Marina Lapina

Personal information
- Full name: Marina Lapina
- Nationality: Azerbaijan
- Born: 6 March 1981 (age 45) Volgograd, Russian SFSR, Soviet Union
- Height: 1.75 m (5 ft 9 in)
- Weight: 85 kg (187 lb)

Sport
- Sport: Athletics
- Event: Hammer throw

Achievements and titles
- Personal bests: Hammer throw: 64.26 (2004)

= Marina Lapina =

Russian-born Azerbaijani hammer thrower

Marina Lapina (born 6 March 1981 in Volgograd, Russian SFSR) is a retired Russian-born Azerbaijani hammer thrower. She was selected to compete for the Azerbaijan Olympic squad in the hammer throw at the 2004 Summer Olympics, after launching her personal best throw of 64.26 metres from the national athletics meet in Baku.

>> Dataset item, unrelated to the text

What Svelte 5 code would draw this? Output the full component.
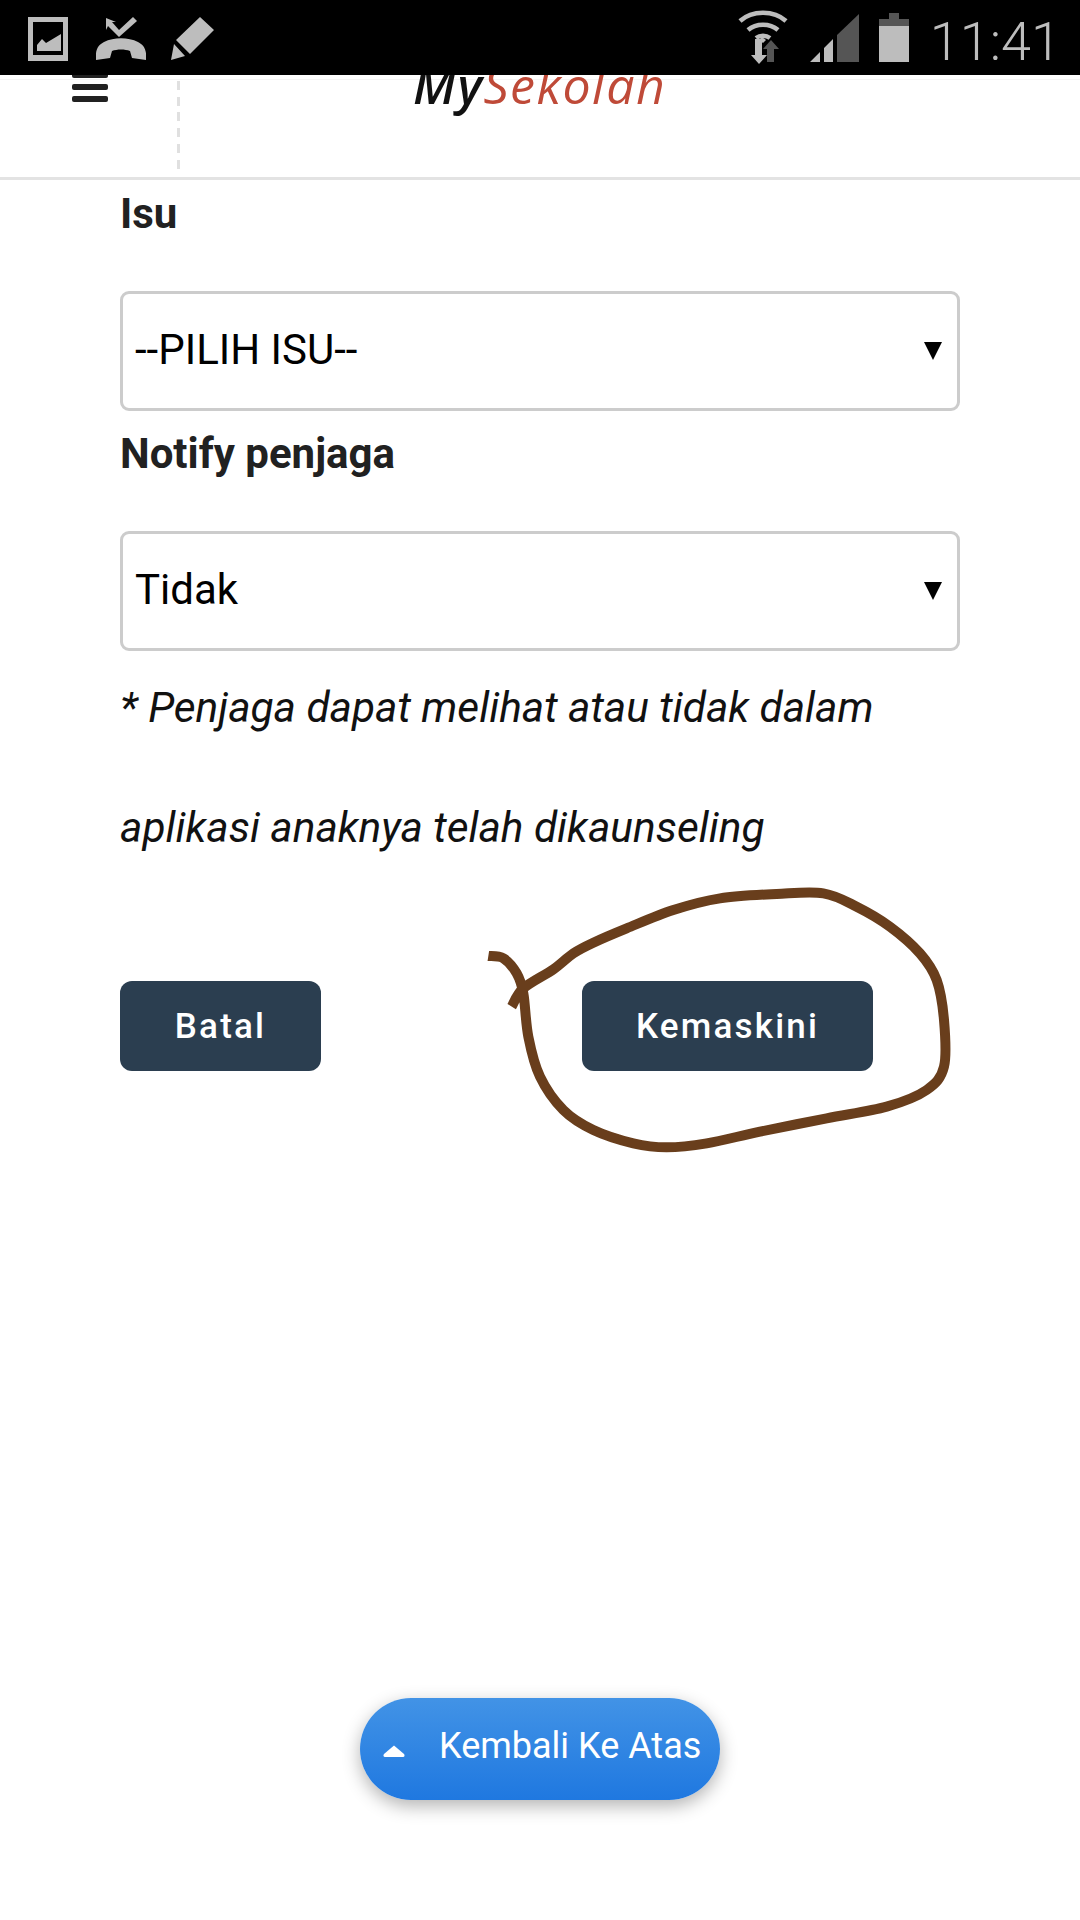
<script>
  const pts = [[85,258],[130,265],[170,310],[190,370],[205,500],[240,620],[310,720],[400,780],[520,820],[620,832],[740,820],[900,785],[1100,745],[1280,710],[1400,660],[1452,590],[1452,450],[1430,330],[1380,250],[1290,170],[1190,110],[1090,70],[950,72],[780,85],[640,120],[500,175],[400,218],[340,250],[280,298],[190,355],[155,410]];
  function smooth(p) {
    let d = `M${p[0][0]} ${p[0][1]}`;
    for (let i = 0; i < p.length - 1; i++) {
      const a = p[Math.max(i - 1, 0)], b = p[i], c = p[i + 1], e = p[Math.min(i + 2, p.length - 1)];
      const c1 = [b[0] + (c[0] - a[0]) / 6, b[1] + (c[1] - a[1]) / 6];
      const c2 = [c[0] - (e[0] - b[0]) / 6, c[1] - (e[1] - b[1]) / 6];
      d += `C${c1[0]} ${c1[1]} ${c2[0]} ${c2[1]} ${c[0]} ${c[1]}`;
    }
    return d;
  }
  const scribble = smooth(pts);
</script>

<div class="page">
  <div class="status">
    <div class="status-left">
      <svg width="42" height="46" viewBox="0 0 42 46">
        <path fill="#bdbdbd" fill-rule="evenodd" d="M0 2h40v44H0zM5 7v33h30V7z" />
        <path fill="#bdbdbd" d="M9 36v-6l5-6 4 4 15-9v17z" />
      </svg>
      <svg class="call" width="50" height="44" viewBox="0 0 50 44">
        <path fill="#bdbdbd" d="M0 43c-1-10 2-15 8-18 10-5 24-5 34 0 6 3 9 8 8 18l-14-2-2-7c-5-2-13-2-18 0l-2 7z" />
        <path fill="#bdbdbd" d="M10 1l10 4-4 0 7 8 14-13 4 4-18 16-11-11-2 4z" />
      </svg>
      <svg width="44" height="44" viewBox="0 0 44 44">
        <path fill="#bdbdbd" d="M29 0l14 13-24 24-14-14zM3 27l11 12-14 4z" />
      </svg>
    </div>
    <div class="status-right">
      <svg class="wifi" width="50" height="54" viewBox="0 0 50 54">
        <g fill="none" stroke="#bdbdbd" stroke-width="4.5">
          <path d="M2 11C14 0 36 0 48 11" />
          <path d="M10 20c8-7 22-7 30 0" />
          <path d="M18 28c4-3 10-3 14 0" />
        </g>
        <path fill="#bdbdbd" d="M21 30l4 3 3-3-4-3z" />
        <path fill="#bdbdbd" d="M17 35h7v16h5l-8 9-8-9h4z" transform="translate(0 -6)" />
        <path fill="#555" d="M33 31l8 9h-5v13h-7V40h-4z" transform="translate(0 -1)" />
      </svg>
      <svg class="signal" width="50" height="50" viewBox="0 0 50 50">
        <path fill="#bdbdbd" d="M0 48l10-10v10zM14 48V34l9-9v23z" />
        <path fill="#555" d="M27 48V21L49 0v48z" />
      </svg>
      <svg class="battery" width="30" height="49" viewBox="0 0 30 49">
        <path fill="#555" d="M10 0h10v6h10v7H0V6h10z" />
        <path fill="#bdbdbd" d="M0 13h30v36H0z" />
      </svg>
      <span class="time">11:41</span>
    </div>
  </div>

  <header class="header">
    <div class="menu-cell">
      <svg class="burger" width="36" height="30" viewBox="0 0 36 30">
        <rect y="0" width="36" height="6" rx="2" />
        <rect y="12" width="36" height="6" rx="2" />
        <rect y="24" width="36" height="6" rx="2" />
      </svg>
    </div>
    <div class="logo"><span class="my">My</span><span class="sek">Sekolah</span></div>
  </header>

  <main class="form">
    <div class="label">Isu</div>
    <div class="select">
      <span>--PILIH ISU--</span>
      <svg width="18" height="18" viewBox="0 0 18 18"><path d="M0 0h18L9 18z" /></svg>
    </div>
    <div class="label">Notify penjaga</div>
    <div class="select">
      <span>Tidak</span>
      <svg width="18" height="18" viewBox="0 0 18 18"><path d="M0 0h18L9 18z" /></svg>
    </div>
    <p class="note">* Penjaga dapat melihat atau tidak dalam<br />aplikasi anaknya telah dikaunseling</p>
    <div class="actions">
      <button class="btn batal">Batal</button>
      <button class="btn kemas">Kemaskini</button>
    </div>
  </main>

  <svg class="scribble" width="510" height="300" viewBox="0 0 1530 900">
    <path d={scribble} fill="none" stroke="#693e1c" stroke-width="30" />
  </svg>

  <button class="top">
    <svg width="22" height="12" viewBox="0 0 22 12"><path d="M11 .5L21 9c1 1 .6 3-1 3H2C.4 12 0 10 1 9z" /></svg>
    <span>Kembali Ke Atas</span>
  </button>
</div>

<style>
  :global(body) {
    margin: 0;
    background: #fff;
  }
  .page {
    position: relative;
    width: 1080px;
    height: 1920px;
    overflow: hidden;
    background: #fff;
    font-family: Roboto, sans-serif;
    color: #212121;
  }
  .status {
    position: relative;
    z-index: 2;
    height: 75px;
    background: #000;
    display: flex;
    justify-content: space-between;
    align-items: flex-start;
  }
  .status-left {
    display: flex;
    align-items: flex-start;
    padding: 15px 0 0 28px;
  }
  .call {
    margin: 2px 0 0 26px;
  }
  .status-left svg:last-child {
    margin: 2px 0 0 25px;
  }
  .status-right {
    display: flex;
    align-items: flex-start;
    padding-right: 19px;
  }
  .wifi {
    margin-top: 10px;
  }
  .signal {
    margin: 14px 0 0 22px;
  }
  .battery {
    margin: 13px 0 0 19px;
  }
  .time {
    margin-left: 21px;
    margin-top: 11px;
    font-size: 54px;
    line-height: 62px;
    font-weight: 300;
    color: #bdbdbd;
  }
  .header {
    position: relative;
    height: 105px;
    box-sizing: border-box;
    border-bottom: 3px solid #e3e3e3;
    display: flex;
    background: linear-gradient(#f4f4f4, #f4f4f4) 0 4px / 100% 1px no-repeat;
  }
  .menu-cell {
    width: 177px;
    height: 90px;
    margin-top: 6px;
    background: repeating-linear-gradient(#e0e0e0 0 9px, transparent 9px 15.7px) right top / 3px 100% no-repeat;
    padding-right: 3px;
  }
  .burger {
    display: block;
    margin: -9px 0 0 72px;
    fill: #212121;
  }
  .logo {
    margin: -20px 0 0 233px;
    font-family: "Open Sans", sans-serif;
    font-style: italic;
    font-size: 50px;
    line-height: 60px;
    height: 60px;
    letter-spacing: 1.5px;
  }
  .my {
    color: #111;
    font-weight: 600;
  }
  .sek {
    color: #bf4a38;
    font-weight: 400;
  }
  .form {
    margin-top: -9px;
    padding: 0 120px;
  }
  .label {
    height: 84px;
    line-height: 86px;
    margin-bottom: 36px;
    font-size: 42px;
    font-weight: 700;
  }
  .select {
    height: 120px;
    box-sizing: border-box;
    border: 3px solid #ccc;
    border-radius: 9px;
    display: flex;
    align-items: center;
    justify-content: space-between;
    padding: 0 15px 0 12px;
    font-size: 42px;
    color: #000;
  }
  .select span {
    margin-top: -3px;
  }
  .select svg {
    fill: #000;
  }
  .note {
    margin: -3px 0 0;
    font-size: 42.4px;
    line-height: 120px;
    font-style: italic;
    color: #111;
  }
  .actions {
    display: flex;
    gap: 261px;
    margin-top: 93px;
  }
  .btn {
    height: 90px;
    border: 0;
    border-radius: 12px;
    background: #2b3e50;
    color: #fff;
    font-family: inherit;
    font-size: 35px;
    font-weight: 500;
    letter-spacing: 2.2px;
    padding: 0;
  }
  .batal {
    width: 201px;
  }
  .kemas {
    width: 291px;
  }
  .scribble {
    position: absolute;
    left: 460px;
    top: 870px;
  }
  .top {
    position: absolute;
    left: 360px;
    top: 1698px;
    width: 360px;
    height: 102px;
    border: 0;
    border-radius: 51px;
    background: linear-gradient(#4293e6, #1f78e0);
    box-shadow: 0 6px 18px rgba(0, 0, 0, 0.3);
    color: #fff;
    font-family: inherit;
    font-size: 36px;
    display: flex;
    align-items: center;
    padding: 0 0 0 23px;
  }
  .top svg {
    fill: #fff;
    margin-top: 4px;
  }
  .top span {
    margin-left: 34px;
    margin-top: -6px;
    white-space: nowrap;
  }
</style>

Lapina qualified as a lone female for the Azerbaijani athletics squad in the women's hammer throw at the 2004 Summer Olympics in Athens. Two months before the Games, she improved her personal best of 64.26 metres to attain an Olympic B-standard from the national athletics meet in Baku. During the prelims, Lapina tossed a hammer with a mediocre effort of 55.34 on her opening attempt, missing the target by nine metres from her personal best throw. As she continued to produce a second toss by a five-metre deficit from her first and granted a single foul on her third attempt, Lapina became the last among the forty-six remaining hammer throwers to earn a spot on the overall standings at the end of the qualifying stage.